Minneapolis Indian Education program faces challenges of poverty, homelessness, history
Condensed by Native Village

Students at Anishinabe Academy High Five program

The 2,000 Native American students attending Minneapolis Public Schools face a 92% poverty rate.
At Anishinabe Academy, the city-wide Native American magnet school, more than 30% of its students are homeless at any given time during the school year.
These are only a few of the hurdles Native students face on their road to academic and personal success.

Minnesota:  In 1972, the Minneapolis Public School District (MPSD) created an Indian Education Program to serve Native American students and their families. The program focuses on integrating academic rigor with cultural responsiveness for all Native kids.

Danielle Grant, the current program director, brings both forward-looking and historic perspectives to her work. She admits many Native families don't trust school and government systems. This “historical trauma,” she says, is connected to the times when Native children were removed from their homes and tribes to attend boarding schools meant to destroy indigenous ways of life.

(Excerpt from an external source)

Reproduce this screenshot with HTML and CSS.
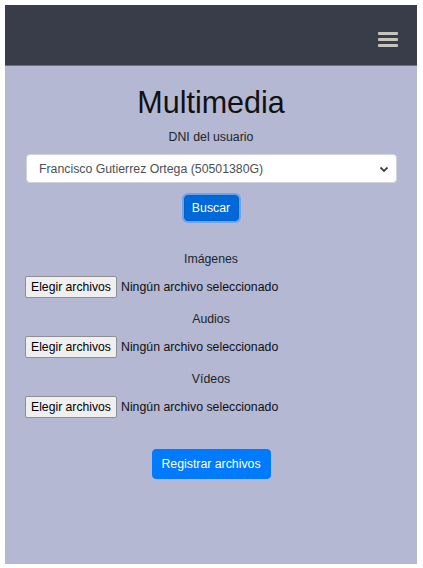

Grant said it's important to help families face this traumatic past, and attempt to heal.

For two years, Minneapolis parent Comanche Fairbanks has co-chaired the district’s Title 7 Committee for Native American parents.  He credits the committee and Ms. Grant for greatly improving Native parents’ access to, and understanding of their rights, within Minneapolis Public Schools.

Fairbanks also credits Deanna Standingcloud, the Indian Education parent engagement coordinator. He says she's done a good job of directly informing and engaging district parents. She's provided both a forum for the voices of Native parents and made school district processes more transparent.

As a parent and educational consultant, though, Fairbanks is dismayed by the educational options for his children. While his younger children have done well at elementary school, Fairbanks is educating his oldest child -- who would be in 9th grade -- at home. Fairbanks is discouraged by the high rates of Special Ed. diagnoses for Native children. He believes these children are only “misunderstood.”

Instead, Fairbanks wishes teachers were “more aware of the learning styles” of Native children. These involve “experiential, practical,” and “hands-on learning." Instead, high schools focus on “standards” taught in classrooms where teachers are authority figures and students are expected to be passive.

Fairbanks believes Native high school students are at the age when they are ready to dig deep, explore, and find a passion of their own. Instead, public schools force-feed knowledge and what it means to be good students. In Fairbanks’ experience, this causes many Native students to become “resistant” learners.

Grant is also aware of this issue and considers teacher training a very important part of her program’s mission.  While many other Indian Education programs focus on students, she said MPSD puts a strong emphasis on educating teachers about “best practices for teaching Native students.”

Teachers learn how to make their lessons more “experiential, applicable,” and “relevant,” which matches well with what parent Comanche Fairbanks says he would like to see in the schools.